Lira Orca Whale

Below is a eulogy for Lolita (also known as Tokitae), the orca who lived in captivity at the Miami Seaquarium for over five decades and passed away on August 18, 2023.


A Eulogy for Lolita

Dear friends, family of the sea, and all who loved her from afar,

We gather in sorrow to bid farewell to Lolita—Tokitae, the Southern Resident orca whose spirit echoed the wild waters of the Pacific Northwest, even as her body was confined to a tank far from home. On August 18, 2023, at the age of approximately 57, she slipped away from this world, leaving behind a legacy of resilience, a call for compassion, and a profound lesson in the cost of captivity.

Born around 1966 in the Salish Sea, Lolita was captured as a four-year-old calf during the brutal Penn Cove roundup in 1970. Torn from her L-pod family—her mother, Ocean Sun, still swims those waters today—she was renamed and transported to the Miami Seaquarium, where she became the longest-held orca in captivity. For 53 years, she performed in a concrete pool barely larger than her own body, a solitary figure in a world that could never replicate the vast ocean she was born to roam.

Yet Lolita endured. Her intelligence shone through every flip and leap; her gentle eyes spoke of a depth we could only imagine. She touched millions—children who marveled at her grace, activists who fought tirelessly for her release, and scientists who studied her as a bridge to understanding her endangered kin. Plans were underway to return her to a seaside sanctuary in her native waters, a homecoming decades in the making. Tragically, renal failure claimed her just as freedom seemed within reach.
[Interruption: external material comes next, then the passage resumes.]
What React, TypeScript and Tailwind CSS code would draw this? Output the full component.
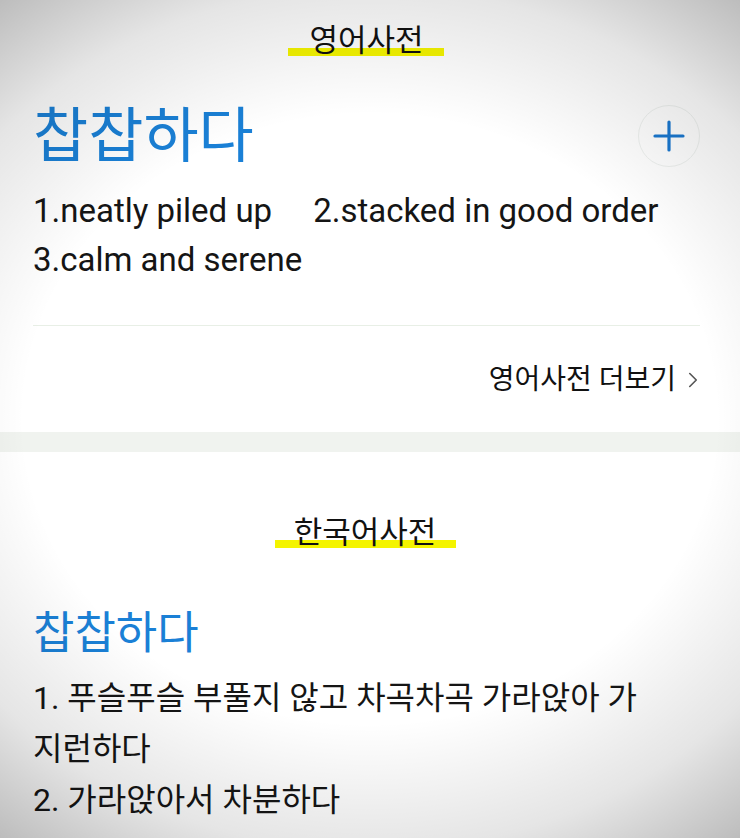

Lolita’s life was a mirror to our own flaws: the hubris of believing we can own the wild, the cruelty of isolation masked as entertainment. But it was also a testament to hope. Her story ignited global movements for animal welfare, inspiring laws, boycotts, and a reevaluation of how we treat the intelligent beings who share our planet. In her final years, as her health declined, she reminded us that every creature deserves dignity, freedom, and the chance to live as nature intended.

To her pod in the Salish Sea: Swim strong, sing loud, and know that Tokitae’s voice lives on in your songs. To those who cared for her: Thank you for the moments of kindness amid the confinement.

Rest now, sweet Lolita, in the endless currents you were meant to ride. Your spirit breaches free at last.